His word makes simple water a holy water, Holy Baptism, the washing of regeneration and renewal of the Holy Spirit. His word makes simple bread and wine his own body and blood given and shed on Calvary. His word works faith in us and delivers to us forgiveness and life. It is a word that comes with the full authority of Jesus, the One to whom alone has been given all authority in heaven and on earth, who exercised the authority given him by giving his life in exchange for the world, for us, and for you.

His word comes backed with his cross. The cross is Jesus’ authority in action. When he casts out demons with his word, it is already in view of his death on the cross by which he achieved the final victory over sin, death, and the devil. Whenever and wherever Jesus’ word is heard, it is in view of his death, by which he won the victory for us.

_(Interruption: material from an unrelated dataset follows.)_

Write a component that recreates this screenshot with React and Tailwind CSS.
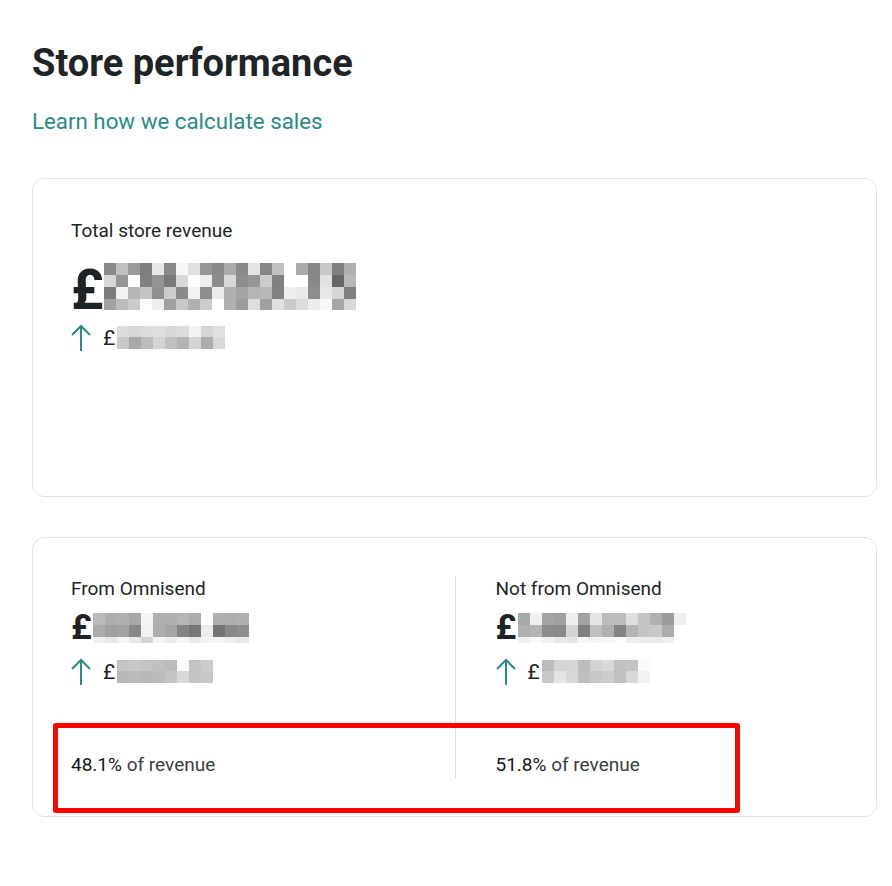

It means for us that the word of forgiveness that the Lord speaks to his church today through his called and ordained servants of the Word can be heard with the full authority of the crucified and risen Christ. When we hear the words “I forgive you all of your sins,” those words come to us fully authorized by the One who died and rose again for our sins. It is not the pastor’s “I” but Christ’s. Not the pastor’s word, but Christ’s word. Not the pastor’s forgiveness, but Christ’s. It is not the pastor’s authority to forgive but Christ’s. Nor is it the pastor’s doctrine, or Holy Trinity’s doctrine, our even Lutheran doctrine, but Christ’s doctrine, his teaching, his voice, his Word that is to be heard and that of no other.

Such an amazing Word. Such an amazing doctrine! It silences the demons. It brings joy to God’s people, and shortly, his body and his blood, given and shed for you for the forgiveness of your sins. You have his word on it.